As far as the other monument, the Grand Staircase-Escalante Partners released a statement in anticipation of Haaland's visit, urging a return to the monument's original boundaries to help local communities and the environment.

"Long-term protection of the monument's landscapes and the health of its ecosystems are vital for the future of adjacent rural communities. The fully protected monument amplifies ecological resilience for the whole region as extinction threatens the flora and fauna of the southern Colorado Plateau," the statement read.

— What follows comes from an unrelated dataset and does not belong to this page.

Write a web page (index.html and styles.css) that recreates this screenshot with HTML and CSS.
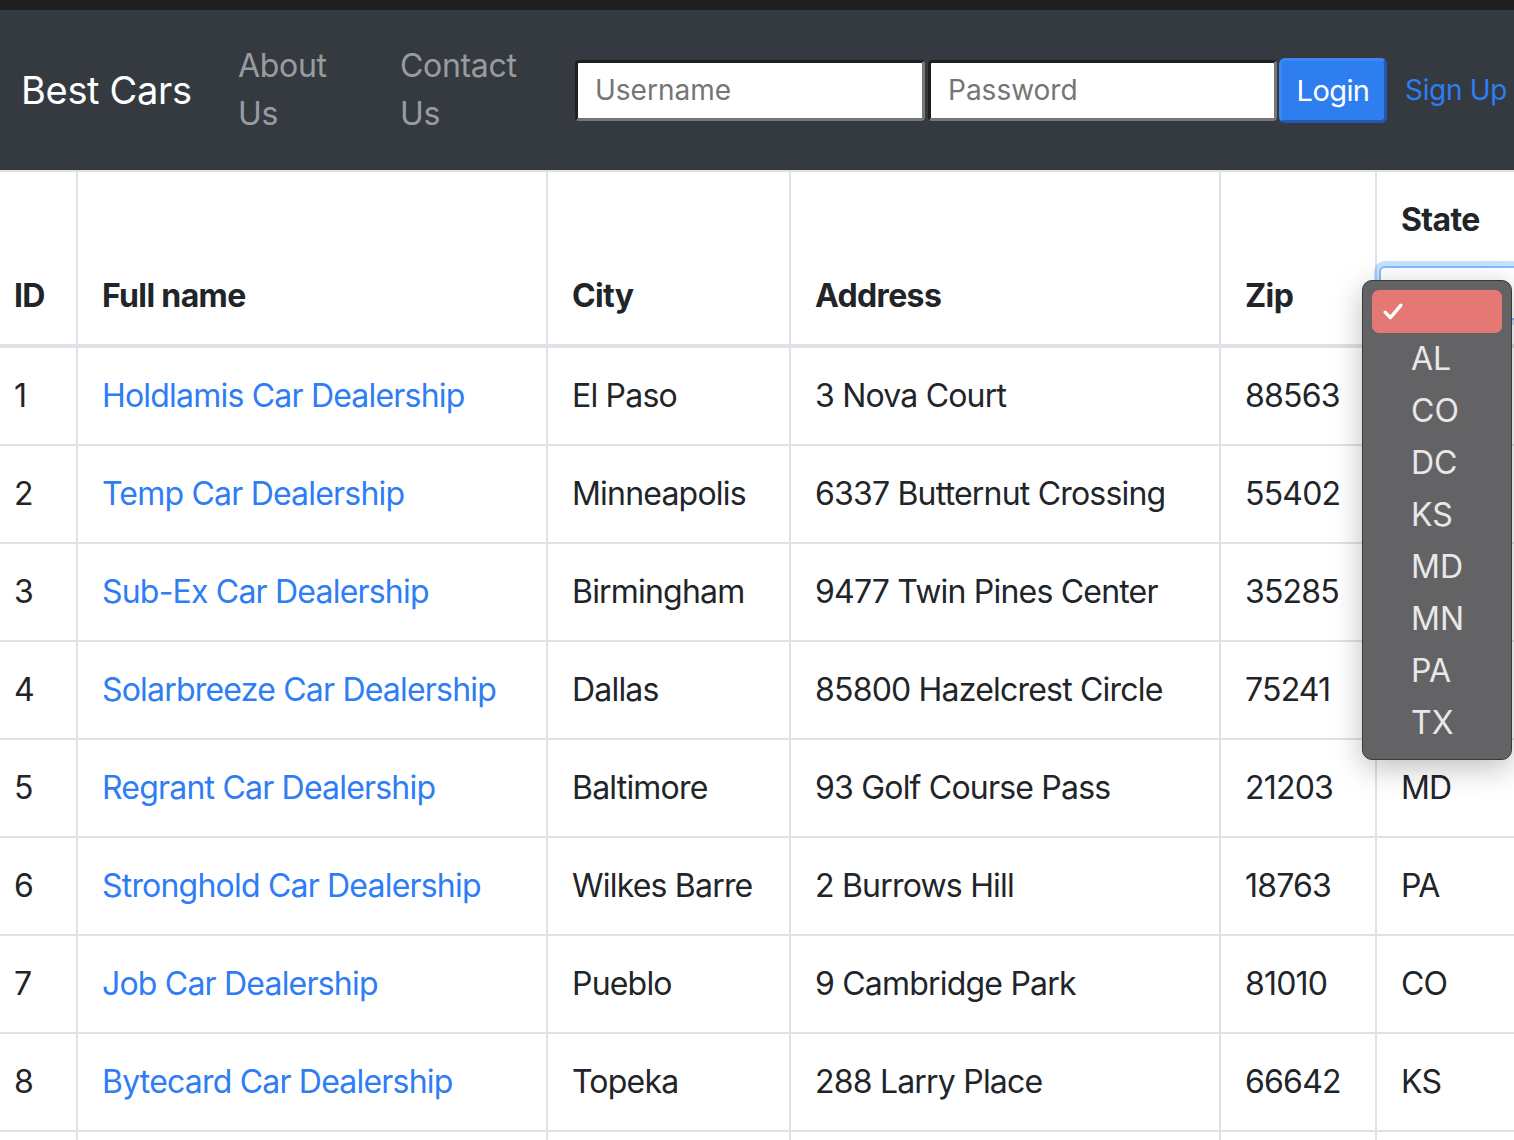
FILE: index.html
```html
<!DOCTYPE html>
<html lang="en">
<head>
<meta charset="utf-8">
<title>Best Cars - Dealers</title>
<link rel="stylesheet" href="styles.css">
</head>
<body>
<div class="topbar"></div>
<nav class="navbar">
  <a class="brand" href="#">Best Cars</a>
  <ul class="nav">
    <li class="nav-item"><a class="nav-link" href="#">About Us</a></li>
    <li class="nav-item"><a class="nav-link" href="#">Contact Us</a></li>
  </ul>
  <form class="login">
    <input class="field" type="text" placeholder="Username">
    <input class="field field-pw" type="password" placeholder="Password">
    <button class="btn-login" type="button">Login</button>
    <a class="signup" href="#">Sign Up</a>
  </form>
</nav>
<main class="content">
  <table class="dealers">
    <thead>
      <tr>
        <th class="c-id">ID</th>
        <th class="c-name">Full name</th>
        <th class="c-city">City</th>
        <th class="c-addr">Address</th>
        <th class="c-zip">Zip</th>
        <th class="c-state">
          <div class="state-label">State</div>
          <div class="state-select"></div>
        </th>
      </tr>
    </thead>
    <tbody>
      <tr><td>1</td><td><a href="#">Holdlamis Car Dealership</a></td><td>El Paso</td><td>3 Nova Court</td><td>88563</td><td>TX</td></tr>
      <tr><td>2</td><td><a href="#">Temp Car Dealership</a></td><td>Minneapolis</td><td>6337 Butternut Crossing</td><td>55402</td><td>MN</td></tr>
      <tr><td>3</td><td><a href="#">Sub-Ex Car Dealership</a></td><td>Birmingham</td><td>9477 Twin Pines Center</td><td>35285</td><td>AL</td></tr>
      <tr><td>4</td><td><a href="#">Solarbreeze Car Dealership</a></td><td>Dallas</td><td>85800 Hazelcrest Circle</td><td>75241</td><td>TX</td></tr>
      <tr><td>5</td><td><a href="#">Regrant Car Dealership</a></td><td>Baltimore</td><td>93 Golf Course Pass</td><td>21203</td><td>MD</td></tr>
      <tr><td>6</td><td><a href="#">Stronghold Car Dealership</a></td><td>Wilkes Barre</td><td>2 Burrows Hill</td><td>18763</td><td>PA</td></tr>
      <tr><td>7</td><td><a href="#">Job Car Dealership</a></td><td>Pueblo</td><td>9 Cambridge Park</td><td>81010</td><td>CO</td></tr>
      <tr><td>8</td><td><a href="#">Bytecard Car Dealership</a></td><td>Topeka</td><td>288 Larry Place</td><td>66642</td><td>KS</td></tr>
      <tr><td>9</td><td><a href="#">Zoomzone Car Dealership</a></td><td>Washington</td><td>4 Everett Alley</td><td>20057</td><td>DC</td></tr>
    </tbody>
  </table>
  <div class="popup">
    <div class="opt opt-selected"><svg class="check" viewBox="0 0 20 17" width="20" height="17"><path d="M2.2 9.2 L7.4 14.6 L17.8 2.4" fill="none" stroke="#fff" stroke-width="3.4" stroke-linecap="round" stroke-linejoin="round"/></svg></div>
    <div class="opt">AL</div>
    <div class="opt">CO</div>
    <div class="opt">DC</div>
    <div class="opt">KS</div>
    <div class="opt">MD</div>
    <div class="opt">MN</div>
    <div class="opt">PA</div>
    <div class="opt">TX</div>
  </div>
</main>
</body>
</html>
```

FILE: styles.css
```css
html {
  overflow: hidden;
}
body {
  margin: 0;
  font-family: Inter, "Noto Sans", sans-serif;
  letter-spacing: -0.02em;
  color: #212529;
  background: #fff;
}
.topbar {
  height: 10px;
  background: #1e1e1e;
}
.navbar {
  height: 160px;
  background: #343a40;
  display: flex;
  align-items: center;
  padding-left: 21px;
  box-sizing: border-box;
  white-space: nowrap;
}
.brand {
  flex-shrink: 0;
  width: 167px;
  font-size: 38px;
  line-height: 60px;
  color: #fff;
  text-decoration: none;
  margin-right: 34px;
}
.nav {
  flex-shrink: 0;
  list-style: none;
  margin: 0;
  padding: 0;
  display: flex;
}
.nav-item {
  width: 162px;
  box-sizing: border-box;
  padding: 0 16px;
  white-space: normal;
}
.nav-link {
  display: block;
  font-size: 32px;
  line-height: 48px;
  color: rgba(255, 255, 255, 0.5);
  text-decoration: none;
}
.login {
  flex-shrink: 0;
  display: flex;
  align-items: center;
  margin-left: 29px;
}
.field {
  flex-shrink: 0;
  width: 350px;
  height: 61px;
  box-sizing: border-box;
  border: 3px solid;
  border-color: #1f1f1f #767676 #767676 #1f1f1f;
  border-radius: 4px;
  padding: 0 17px;
  font-family: inherit;
  font-size: 28px;
  letter-spacing: normal;
  color: #212529;
  background: #fff;
  margin: 0 3px 0 0;
}
.field::placeholder {
  color: #757575;
}
.field-pw {
  width: 349px;
  margin-right: 2px;
}
.btn-login {
  flex-shrink: 0;
  width: 108px;
  height: 65px;
  box-sizing: border-box;
  background: #2f7ef0;
  border: 3px solid;
  border-color: #3a87f5 #2558b0 #2558b0 #3a87f5;
  border-radius: 6px;
  color: #fff;
  font-family: inherit;
  font-size: 29px;
  letter-spacing: -0.02em;
  padding: 0;
}
.signup {
  flex-shrink: 0;
  margin-left: 18px;
  font-size: 28px;
  color: #2e7df5;
  text-decoration: none;
}
.content {
  position: relative;
}
.dealers {
  width: 1514px;
  table-layout: fixed;
  border-collapse: separate;
  border-spacing: 0;
  border-top: 2px solid #dee2e6;
  font-size: 32px;
  line-height: 48px;
  letter-spacing: -0.025em;
}
.dealers th,
.dealers td {
  box-sizing: border-box;
  padding: 24px;
  border-right: 2px solid #dee2e6;
  border-bottom: 2px solid #dee2e6;
  text-align: left;
  vertical-align: top;
  white-space: nowrap;
}
.dealers th {
  vertical-align: bottom;
  font-weight: 700;
  border-bottom-width: 4px;
  letter-spacing: -0.02em;
}
.dealers th:first-child,
.dealers td:first-child {
  padding-left: 14px;
}
.dealers th:last-child,
.dealers td:last-child {
  border-right: none;
}
.c-id { width: 78px; }
.c-name { width: 470px; }
.c-city { width: 243px; }
.c-addr { width: 430px; }
.c-zip { width: 156px; }
.c-state { width: 137px; }
.dealers a {
  color: #2e7df5;
  text-decoration: none;
}
.state-label {
  height: 48px;
}
.state-select {
  margin: 22px 0 0 -22px;
  height: 54px;
  width: 160px;
  box-sizing: border-box;
  border: 2px solid #80bdff;
  border-radius: 6px;
  box-shadow: 0 0 0 5px rgba(0, 123, 255, 0.22);
  background: #fff;
}
.popup {
  position: absolute;
  left: 1362px;
  top: 110px;
  width: 150px;
  height: 480px;
  box-sizing: border-box;
  padding: 9px 9px 0 9px;
  background: #636366;
  border: 1px solid #3a3a3c;
  border-radius: 10px;
  box-shadow: 0 8px 30px rgba(0, 0, 0, 0.25);
  letter-spacing: 0;
}
.opt {
  height: 52px;
  line-height: 52px;
  padding-left: 39px;
  font-size: 32px;
  color: #e8e8e8;
}
.opt-selected {
  height: 43px;
  background: #e57775;
  border-radius: 7px;
  padding-left: 11px;
  display: flex;
  align-items: center;
}
.check {
  display: block;
}
```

"Grand Staircase-Escalante can become a 'species ark' by interlocking with other designated federal lands, from Bryce Canyon National Park to Bears Ears," it said. "A restored Grand Staircase-Escalante National Monument will mitigate global warming, provide a carbon sink, protect watersheds, springs and seeps, and prevent wholesale extinctions."

But Garfield County Commissioner Leland Pollock said the reduced monument is being managed much more effectively and the new plans in place show how 20 years under the original designation failed to adequately care for the landscape.

"The reason it is working so well is because it was working so bad before," he said. "It was easy to look at what didn't work and change it in the monument plan to what is now working."

He added that tourism to the area was limited before, but now it is booming because of the enhanced access.

If it is restored to its original size, he said that decision will amplify just how powerful, and arbitrary, that U.S. presidents can be when it comes to monuments.

"If they can take this BLM rangeland which is full of sagebrush, noxious weeds and washes and gullies — if they can take this and arbitrarily draw a line around it, then they can make a monument anywhere in the Western United States," he said. "That should scare the hell out of any Western state that has public land in their boundaries."